• Problem statement:
Omit all images. Transcribe the rest of the material below exactly.

-- START Data --

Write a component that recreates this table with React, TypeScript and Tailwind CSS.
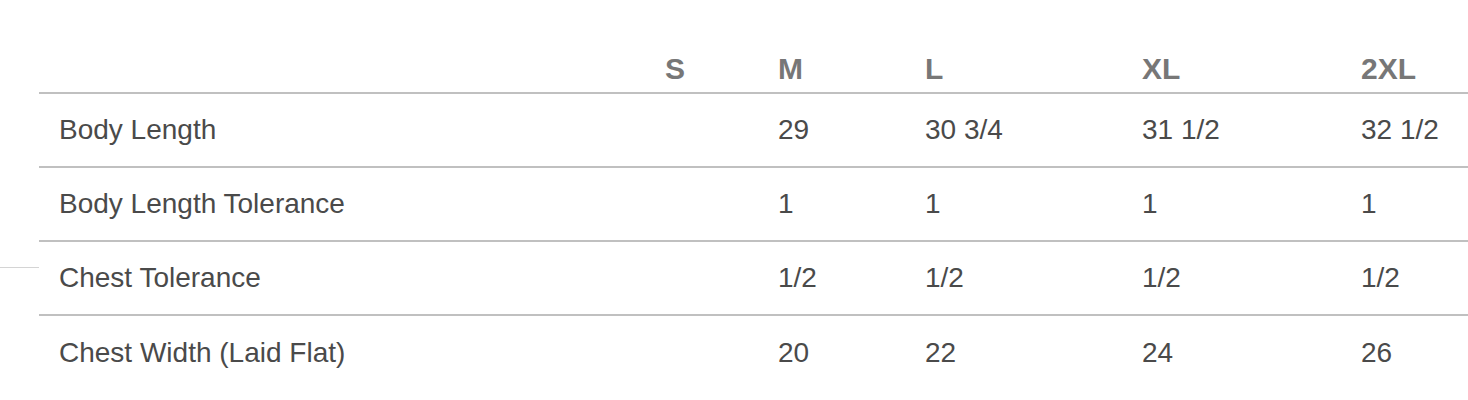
const sizes = ["S", "M", "L", "XL", "2XL"];

const rows = [
  { label: "Body Length", values: ["", "29", "30 3/4", "31 1/2", "32 1/2"] },
  { label: "Body Length Tolerance", values: ["", "1", "1", "1", "1"] },
  { label: "Chest Tolerance", values: ["", "1/2", "1/2", "1/2", "1/2"] },
  { label: "Chest Width (Laid Flat)", values: ["", "20", "22", "24", "26"] },
];

const cols = "grid grid-cols-[605px_113px_147px_217px_219px_1fr]";

export default function App() {
  return (
    <div className="relative h-[400px] w-[1468px] overflow-hidden bg-white font-['Liberation_Sans',Arial,sans-serif]">
      {/* stray rule from the neighbouring block */}
      <div className="absolute left-0 top-[267px] h-px w-[39px] bg-[#d4d4d4]" />

      <div className="ml-[39px] pt-[41px]">
        {/* Header */}
        <div className={`${cols} h-[53px] items-center border-b-2 border-[#c0c0c0] pt-[4px] text-[30px] font-bold leading-none text-[#777777]`}>
          <div />
          {sizes.map((s) => (
            <div key={s} className="pl-[21px]">
              {s}
            </div>
          ))}
        </div>

        {/* Rows */}
        {rows.map((row) => (
          <div
            key={row.label}
            className={`${cols} h-[74px] items-center border-b-2 border-[#c0c0c0] text-[28px] leading-none text-[#4a4a4a] last:border-b-0`}
          >
            <div className="pl-[20px]">{row.label}</div>
            {row.values.map((v, i) => (
              <div key={i} className="pl-[21px]">
                {v}
              </div>
            ))}
          </div>
        ))}
      </div>
    </div>
  );
}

-- END Data --

• Final result:
Write a component that recreates this table with React, TypeScript and Tailwind CSS.
const sizes = ["S", "M", "L", "XL", "2XL"];

const rows = [
  { label: "Body Length", values: ["", "29", "30 3/4", "31 1/2", "32 1/2"] },
  { label: "Body Length Tolerance", values: ["", "1", "1", "1", "1"] },
  { label: "Chest Tolerance", values: ["", "1/2", "1/2", "1/2", "1/2"] },
  { label: "Chest Width (Laid Flat)", values: ["", "20", "22", "24", "26"] },
];

const cols = "grid grid-cols-[605px_113px_147px_217px_219px_1fr]";

export default function App() {
  return (
    <div className="relative h-[400px] w-[1468px] overflow-hidden bg-white font-['Liberation_Sans',Arial,sans-serif]">
      {/* stray rule from the neighbouring block */}
      <div className="absolute left-0 top-[267px] h-px w-[39px] bg-[#d4d4d4]" />

      <div className="ml-[39px] pt-[41px]">
        {/* Header */}
        <div className={`${cols} h-[53px] items-center border-b-2 border-[#c0c0c0] pt-[4px] text-[30px] font-bold leading-none text-[#777777]`}>
          <div />
          {sizes.map((s) => (
            <div key={s} className="pl-[21px]">
              {s}
            </div>
          ))}
        </div>

        {/* Rows */}
        {rows.map((row) => (
          <div
            key={row.label}
            className={`${cols} h-[74px] items-center border-b-2 border-[#c0c0c0] text-[28px] leading-none text-[#4a4a4a] last:border-b-0`}
          >
            <div className="pl-[20px]">{row.label}</div>
            {row.values.map((v, i) => (
              <div key={i} className="pl-[21px]">
                {v}
              </div>
            ))}
          </div>
        ))}
      </div>
    </div>
  );
}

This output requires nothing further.